The repetitive nature of these crises—in 2020, 2022, and now 2026—has led some experts to call for a fundamental restructuring of how the world feeds itself. Suggestions include a shift toward regenerative practices that reduce reliance on synthetic nitrogen, the development of localized fertilizer production using renewable energy (green ammonia), and more aggressive antitrust enforcement to break the stranglehold of the major fertilizer conglomerates.

Broader Implications for Global Stability

The implications of this crisis extend far beyond the borders of Connecticut or South Dakota. The "slow-moving food crisis" is a global phenomenon. In developing nations, where food costs represent a much larger percentage of household income, the shortage of fertilizer is a matter of life and death. The UN’s warning of 45 million people facing hunger is a reminder that the costs of modern warfare are rarely confined to the battlefield.

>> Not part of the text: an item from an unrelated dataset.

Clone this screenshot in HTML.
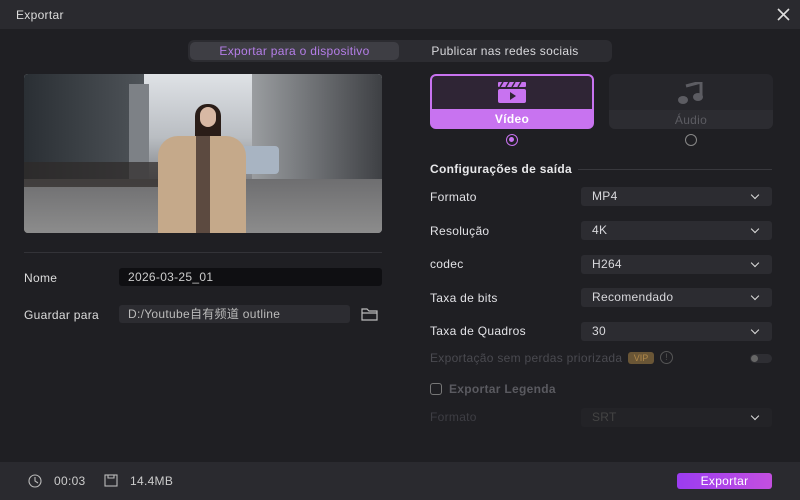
<!DOCTYPE html>
<html><head><meta charset="utf-8"><style>
*{margin:0;padding:0;box-sizing:border-box}
body{width:800px;height:500px;background:#1f1f23;font-family:"Liberation Sans","Noto Sans CJK SC",sans-serif;color:#d8d8dc;position:relative;overflow:hidden;font-size:12px;letter-spacing:0.3px}
.a{position:absolute}
.sel{position:absolute;left:581px;width:191px;height:19px;background:#2c2c31;border-radius:3px;padding-left:11px;line-height:19px;font-size:12px;color:#d8d8dc}
.sel:after{content:"";position:absolute;right:14px;top:5px;width:5px;height:5px;border-right:1.5px solid #ddd;border-bottom:1.5px solid #ddd;transform:rotate(45deg)}
.lab{position:absolute;left:430px;font-size:12px;color:#e2e2e6}
</style></head><body>
<div class="a" style="left:0;top:0;width:800px;height:29px;background:#2a2a2f"></div>
<div class="a" style="left:16px;top:8px;color:#ddd">Exportar</div>
<svg class="a" style="left:777px;top:8px" width="13" height="13"><path d="M1 1L12 12M12 1L1 12" stroke="#ddd" stroke-width="1.6"/></svg>
<div class="a" style="left:188px;top:40px;width:424px;height:22px;background:#2c2c31;border-radius:6px"></div>
<div class="a" style="left:190px;top:42px;width:209px;height:18px;background:#3e3e44;border-radius:5px;color:#b57ee8;text-align:center;line-height:18px">Exportar para o dispositivo</div>
<div class="a" style="left:400px;top:42px;width:210px;height:18px;color:#d8d8dc;text-align:center;line-height:18px">Publicar nas redes sociais</div>
<div class="a" style="left:24px;top:74px;width:358px;height:159px;border-radius:4px;overflow:hidden;background:linear-gradient(#dfe2e6,#b9bdc2 40%,#7a7c80 70%,#8a8b8e)">
<div class="a" style="left:0;top:0;width:120px;height:110px;background:linear-gradient(90deg,#2a2f34,#4e5358)"></div>
<div class="a" style="left:105px;top:10px;width:20px;height:95px;background:#7d8186"></div>
<div class="a" style="left:228px;top:0;width:130px;height:110px;background:linear-gradient(90deg,#9a9da0,#3e4044)"></div>
<div class="a" style="left:215px;top:72px;width:40px;height:28px;background:#a8b4c2;border-radius:4px"></div>
<div class="a" style="left:0;top:105px;width:358px;height:54px;background:linear-gradient(#6e6e70,#8c8c8c)"></div>
<div class="a" style="left:0;top:88px;width:140px;height:25px;background:#2e2a28;opacity:.7"></div>
<div class="a" style="left:171px;top:30px;width:26px;height:36px;background:#2a1d18;border-radius:12px 12px 4px 4px"></div>
<div class="a" style="left:176px;top:33px;width:16px;height:20px;background:#d8b8a4;border-radius:8px"></div>
<div class="a" style="left:134px;top:62px;width:88px;height:97px;background:#c5a98a;border-radius:20px 20px 0 0"></div>
<div class="a" style="left:172px;top:62px;width:14px;height:97px;background:#5c4a40"></div>
</div>
<div class="a" style="left:24px;top:252px;width:358px;height:1px;background:#333338"></div>
<div class="a" style="left:24px;top:271px;color:#ddd">Nome</div>
<div class="a" style="left:119px;top:268px;width:263px;height:18px;background:#0f0f12;border-radius:3px;padding-left:9px;line-height:18px;color:#ccc">2026-03-25_01</div>
<div class="a" style="left:24px;top:308px;color:#ddd">Guardar para</div>
<div class="a" style="left:119px;top:305px;width:231px;height:18px;background:#2c2c31;border-radius:3px;padding-left:9px;line-height:18px;color:#bbb">D:/Youtube自有频道 outline</div>
<svg class="a" style="left:361px;top:307px" width="17" height="14"><path d="M1 2h5l2 2h8v9H1z M1 6h15" fill="none" stroke="#bbb" stroke-width="1.2"/></svg>
<div class="a" style="left:430px;top:74px;width:164px;height:55px;border-radius:6px;background:#c873f0;overflow:hidden">
<div class="a" style="left:2px;top:2px;width:160px;height:33px;background:#2f2535;border-radius:4px 4px 0 0"></div>
<div class="a" style="left:0;top:38px;width:164px;text-align:center;font-weight:bold;color:#fff">Vídeo</div>
<svg class="a" style="left:68px;top:8px" width="28" height="21"><rect x="0" y="0" width="28" height="5" rx="1" fill="#c873f0"/><path d="M5 0l-3 5M11 0l-3 5M17 0l-3 5M23 0l-3 5" stroke="#2f2535" stroke-width="1.5"/><rect x="0" y="7" width="28" height="14" rx="2" fill="#c873f0"/><path d="M12 10v8l6-4z" fill="#2f2535"/></svg>
</div>
<div class="a" style="left:609px;top:74px;width:164px;height:55px;border-radius:6px;background:#26262b;overflow:hidden">
<div class="a" style="left:0;top:36px;width:164px;height:19px;background:#2c2c31"></div>
<div class="a" style="left:0;top:39px;width:164px;text-align:center;color:#5c5c62">Áudio</div>
<svg class="a" style="left:69px;top:8px" width="26" height="22"><path d="M8 4l15-4v15" stroke="#5c5c62" stroke-width="3" fill="none"/><ellipse cx="5" cy="18" rx="5" ry="4" fill="#5c5c62"/><ellipse cx="20" cy="15" rx="5" ry="4" fill="#5c5c62"/></svg>
</div>
<div class="a" style="left:506px;top:134px;width:12px;height:12px;border:1.5px solid #c873f0;border-radius:50%"><div style="margin:2px;width:5px;height:5px;background:#c873f0;border-radius:50%"></div></div>
<div class="a" style="left:685px;top:134px;width:12px;height:12px;border:1px solid #888;border-radius:50%"></div>
<div class="a" style="left:430px;top:162px;font-weight:bold;color:#e8e8ea">Configurações de saída</div>
<div class="a" style="left:578px;top:169px;width:194px;height:1px;background:#38383d"></div>
<div class="lab" style="top:190px">Formato</div><div class="sel" style="top:187px">MP4</div>
<div class="lab" style="top:224px">Resolução</div><div class="sel" style="top:221px">4K</div>
<div class="lab" style="top:257px">codec</div><div class="sel" style="top:255px">H264</div>
<div class="lab" style="top:291px">Taxa de bits</div><div class="sel" style="top:288px">Recomendado</div>
<div class="lab" style="top:324px">Taxa de Quadros</div><div class="sel" style="top:322px">30</div>
<div class="lab" style="top:351px;color:#4a4a50">Exportação sem perdas priorizada</div>
<div class="a" style="left:628px;top:352px;width:26px;height:12px;background:#6a5636;border-radius:3px;color:#b0884a;font-size:9px;text-align:center;line-height:12px;letter-spacing:0">VIP</div>
<div class="a" style="left:660px;top:351px;width:13px;height:13px;border:1px solid #555;border-radius:50%;color:#555;font-size:9px;text-align:center;line-height:11px">!</div>
<div class="a" style="left:750px;top:354px;width:22px;height:9px;background:#2e2e33;border-radius:5px"><div style="margin:1px;width:7px;height:7px;background:#666;border-radius:50%"></div></div>
<div class="a" style="left:430px;top:383px;width:12px;height:12px;border:1px solid #777;border-radius:3px"></div>
<div class="a" style="left:449px;top:382px;font-weight:bold;color:#5a5a60">Exportar Legenda</div>
<div class="lab" style="top:410px;color:#3e3e44">Formato</div>
<div class="sel" style="top:408px;background:#232327;color:#444">SRT</div>
<div class="a" style="left:0;top:462px;width:800px;height:38px;background:#2a2a2f"></div>
<svg class="a" style="left:28px;top:474px" width="14" height="14"><circle cx="7" cy="7" r="6" fill="none" stroke="#bbb" stroke-width="1.1"/><path d="M7 3v4l3 2" fill="none" stroke="#bbb" stroke-width="1.1"/></svg>
<div class="a" style="left:54px;top:474px;color:#ccc">00:03</div>
<svg class="a" style="left:104px;top:474px" width="14" height="13"><rect x="1" y="1" width="12" height="11" fill="none" stroke="#bbb" stroke-width="1.1"/><path d="M4 1v3h6V1" fill="none" stroke="#bbb" stroke-width="1.1"/></svg>
<div class="a" style="left:130px;top:474px;color:#ccc">14.4MB</div>
<div class="a" style="left:677px;top:473px;width:95px;height:16px;border-radius:3px;background:linear-gradient(90deg,#9b3cf0,#c34fe0);color:#fff;text-align:center;line-height:16px">Exportar</div>
</body></html>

As the 2026 planting season concludes with millions of acres left fallow or under-fertilized, the world now waits for the harvest. The scarcity that begins in the soil of American farms today will manifest as higher prices, social unrest, and increased poverty across the globe tomorrow. For farmers like Bill Collins, the immediate goal is survival, but for the rest of the world, the crisis serves as a stark warning about the interconnectedness of energy, war, and the most basic of human needs: food.